Organizations face mounting challenges from tool sprawl thanks in part to the proliferation of SaaS platforms. While they intend to enhance customer experience tools, instead they create overlapping features, redundant subscriptions and fragmented data. This hinders progress and creates confusion across teams, who often can’t use the data captured in these tools to generate insights and actions that improve the customer experience.
“When you have data in multiple different systems that don't speak to each other, you’re going to have extra resource expenses to piece the data all together," says Ryan Tamminga, Chief Customer Officer for Alchemer, a customer feedback platform that connects feedback data across CRM, support and analytics systems. Alchemer’s ability to enable businesses to quickly and efficiently move from insight to action on the things that matter most to their customers means Tamminga has plenty of tips for businesses suffering from tool sprawl.
What’s Causing Tool Sprawl?
The problem often stems from a lack of governance and alignment. Teams will independently add customer feedback collection tools to address specific pain points. But without a unified strategy, the tech stack becomes a patchwork of disconnected solutions. This leads to increased costs, inconsistent customer experiences and a heavier burden on IT and CX leaders to justify ROI for every tool in the stack.
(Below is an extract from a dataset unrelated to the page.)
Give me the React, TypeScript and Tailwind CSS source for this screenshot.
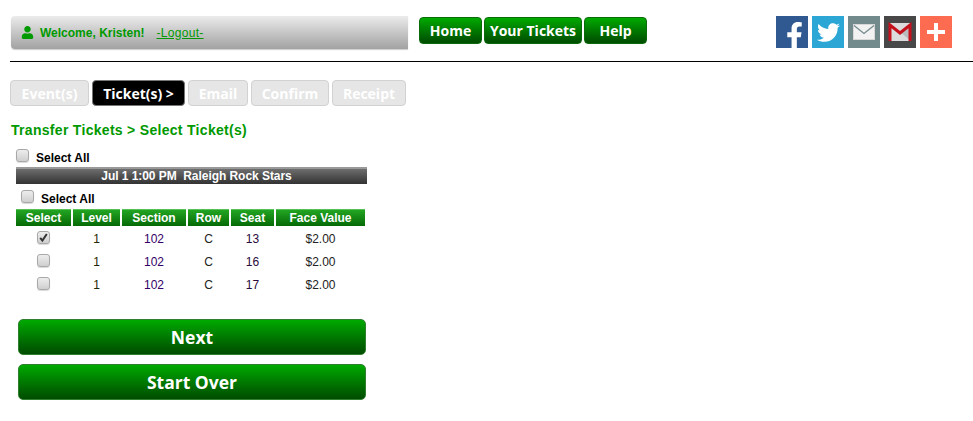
import React from 'react';
import { FaFacebookF, FaTwitter, FaUser } from 'react-icons/fa';

const Checkbox = ({ checked = false }: { checked?: boolean }) => (
  <span className="relative inline-flex h-[13px] w-[13px] shrink-0">
    <input
      type="checkbox"
      defaultChecked={checked}
      className="m-0 h-[13px] w-[13px] appearance-none rounded-[3px] border border-[#a8a8a8] bg-gradient-to-b from-[#ededed] to-[#cfcfcf] shadow-[0_1px_1px_rgba(0,0,0,0.15)]"
    />
    {checked && (
      <svg viewBox="0 0 13 13" className="pointer-events-none absolute inset-0 h-[13px] w-[13px]">
        <path d="M3.2 6.8 5.4 9.6 9.8 3" fill="none" stroke="#333" strokeWidth="2" />
      </svg>
    )}
  </span>
);

const NavButton = ({ label, width }: { label: string; width: string }) => (
  <a className={`flex h-[27px] ${width} items-center justify-center rounded-[4px] border border-[#0b6b0b] bg-gradient-to-b from-[#00aa00] to-[#004c00] font-['Open_Sans',sans-serif] text-[14px] font-bold text-white`}>
    {label}
  </a>
);

const Step = ({ label, width, active = false }: { label: string; width: string; active?: boolean }) => (
  <div
    className={`flex h-[26px] ${width} items-center justify-center rounded-[4px] border font-['Open_Sans',sans-serif] text-[14px] font-bold ${
      active ? 'border-[#777] bg-black text-white' : 'border-[#d2d2d2] bg-[#e6e6e6] text-white'
    }`}
  >
    {label}
  </div>
);

const columns = ['Select', 'Level', 'Section', 'Row', 'Seat', 'Face Value'];
const tickets = [
  { seat: '13', checked: true },
  { seat: '16', checked: false },
  { seat: '17', checked: false },
];
const gridCols = 'grid grid-cols-[55px_47px_64px_41px_43px_89px] gap-x-[2px]';

const BigButton = ({ label }: { label: string }) => (
  <button className="flex h-[36px] w-[348px] items-center justify-center rounded-[5px] border border-[#2f7f2f] bg-gradient-to-b from-[#00aa00] to-[#004c00] font-['Open_Sans',sans-serif] text-[17.5px] font-bold text-white">
    {label}
  </button>
);

export default function App() {
  return (
    <div className="h-[421px] w-[973px] overflow-hidden bg-white font-['Liberation_Sans',Arial,sans-serif]">
      {/* Top header */}
      <div className="ml-[10px] flex h-[62px] border-b border-black pt-[16px]">
        <div className="ml-[1px] flex h-[33px] w-[397px] items-center rounded-l-[4px] bg-gradient-to-b from-[#ececec] to-[#a2a2a2] pl-[10px] text-[12px] font-bold text-[#009900] shadow-[0_1px_1px_rgba(0,0,0,0.2)]">
          <FaUser size={13} className="mr-[6px]" />
          <span>Welcome, Kristen!</span>
          <a className="ml-[12px] font-normal tracking-[0.3px] underline">-Logout-</a>
        </div>
        <div className="ml-[11px] mt-[1px] flex gap-[2px]">
          <NavButton label="Home" width="w-[63px]" />
          <NavButton label="Your Tickets" width="w-[98px]" />
          <NavButton label="Help" width="w-[63px]" />
        </div>
        <div className="ml-[129px] flex gap-[4px]">
          <div className="relative flex h-[32px] w-[32px] items-end justify-center overflow-hidden bg-[#305891] text-white">
            <FaFacebookF size={27} className="translate-x-[2px] translate-y-[1px]" />
          </div>
          <div className="flex h-[32px] w-[32px] items-center justify-center bg-[#2ca7d5] text-white">
            <FaTwitter size={23} />
          </div>
          <div className="flex h-[32px] w-[32px] items-center justify-center bg-[#738a8d]">
            <svg viewBox="0 0 22 16" className="h-[16px] w-[22px]">
              <rect x="0.5" y="0.5" width="21" height="15" fill="#f2f2f2" stroke="#d8d8d8" />
              <path d="M1 1.5 11 9.5 21 1.5" fill="none" stroke="#738a8d" strokeWidth="1.3" />
            </svg>
          </div>
          <div className="flex h-[32px] w-[32px] items-center justify-center bg-[#484848]">
            <svg viewBox="0 0 24 20" className="h-[20px] w-[24px]">
              <rect x="1" y="1" width="22" height="18" fill="#dcdcdc" />
              <path d="M23 19 12 10 23 2Z" fill="#b9bdbd" />
              <path d="M2 19V3L12 11 22 3V19" fill="none" stroke="#c5111c" strokeWidth="3" />
            </svg>
          </div>
          <div className="flex h-[32px] w-[32px] items-center justify-center bg-[#fd6c50]">
            <svg viewBox="0 0 18 18" className="h-[18px] w-[18px]">
              <path d="M7 0h4v7h7v4h-7v7H7v-7H0V7h7Z" fill="#fff" />
            </svg>
          </div>
        </div>
      </div>

      {/* Steps */}
      <div className="ml-[10px] mt-[18px] flex gap-[3px]">
        <Step label="Event(s)" width="w-[79px]" />
        <Step label="Ticket(s) >" width="w-[93px]" active />
        <Step label="Email" width="w-[60px]" />
        <Step label="Confirm" width="w-[78px]" />
        <Step label="Receipt" width="w-[74px]" />
      </div>

      <h1 className="ml-[11px] mt-[16px] text-[14px] font-bold leading-[16px] tracking-[0.3px] text-[#009900]">
        Transfer Tickets &gt; Select Ticket(s)
      </h1>

      {/* Ticket selection */}
      <div className="ml-[16px] mt-[11px] w-[351px]">
        <label className="flex h-[18px] items-start gap-[7px] text-[12px] font-bold leading-[14px] text-black">
          <Checkbox />
          <span className="mt-[2px]">Select All</span>
        </label>
        <div className="h-[17px] border-t-2 border-[#999] bg-gradient-to-b from-[#6e6e6e] to-[#333] pl-[10px] text-center text-[12px] font-bold leading-[15px] tracking-[-0.05px] text-white">
          Jul 1 1:00 PM&nbsp;&nbsp;Raleigh Rock Stars
        </div>
        <label className="ml-[5px] mt-[5px] flex h-[18px] items-start gap-[7px] text-[12px] font-bold leading-[14px] text-black">
          <span className="mt-[1px] flex">
            <Checkbox />
          </span>
          <span className="mt-[3px]">Select All</span>
        </label>
        <div className={`${gridCols} mt-[2px] h-[17px]`}>
          {columns.map((col) => (
            <div
              key={col}
              className="border-t border-[#57c057] bg-gradient-to-b from-[#22a522] to-[#056a05] text-center text-[12px] font-bold leading-[16px] text-white"
            >
              {col}
            </div>
          ))}
        </div>
        {tickets.map((t) => (
          <div key={t.seat} className={`${gridCols} h-[23px] items-center text-center text-[12px]`}>
            <div className="flex justify-center">
              <Checkbox checked={t.checked} />
            </div>
            <div className="pt-[2px] text-[#1c2600]">1</div>
            <div className="pt-[2px] text-[#330066]">102</div>
            <div className="pt-[2px] text-[#222]">C</div>
            <div className="pt-[2px] text-[#2a0a3a]">{t.seat}</div>
            <div className="pt-[2px] text-[#222]">$2.00</div>
          </div>
        ))}
      </div>

      {/* Actions */}
      <div className="ml-[18px] mt-[24px] flex flex-col gap-[9px]">
        <BigButton label="Next" />
        <BigButton label="Start Over" />
      </div>
    </div>
  );
}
Siloed systems are also a top barrier to just understanding customers. According to the State of the Digital Customer Experience report “Siloed systems, technology integration challenges and/or fragmented customer data" is a top-3 CX challenge for 28% of organizations. Further, 26% of teams report that their tools specifically "don't integrate in a way that helps us gain understanding" of customer behavior.
Integrations – Not More Tools – Drive Better Outcomes
How can organizations improve their tech stack and reduce tool sprawl? CX leaders should treat their tech stack as a dynamic system designed for agility and measurable outcomes, rather than just a disjointed collection of features. When evaluating or enhancing any customer experience tools, industry experts recommend regular audits, a focus on interoperability and mapping tools to actual customer journey friction points.
Today, leading customer experience management companies bundle features that once required separate vendors into larger platforms, making some point solutions redundant. Moving to a consolidated system eases the resource burden many face thanks to fragmented systems. ”It’s not the most effective use of your resources when people have to be trained on many different systems and to understand different capabilities just to get their jobs done,” Tamminga said.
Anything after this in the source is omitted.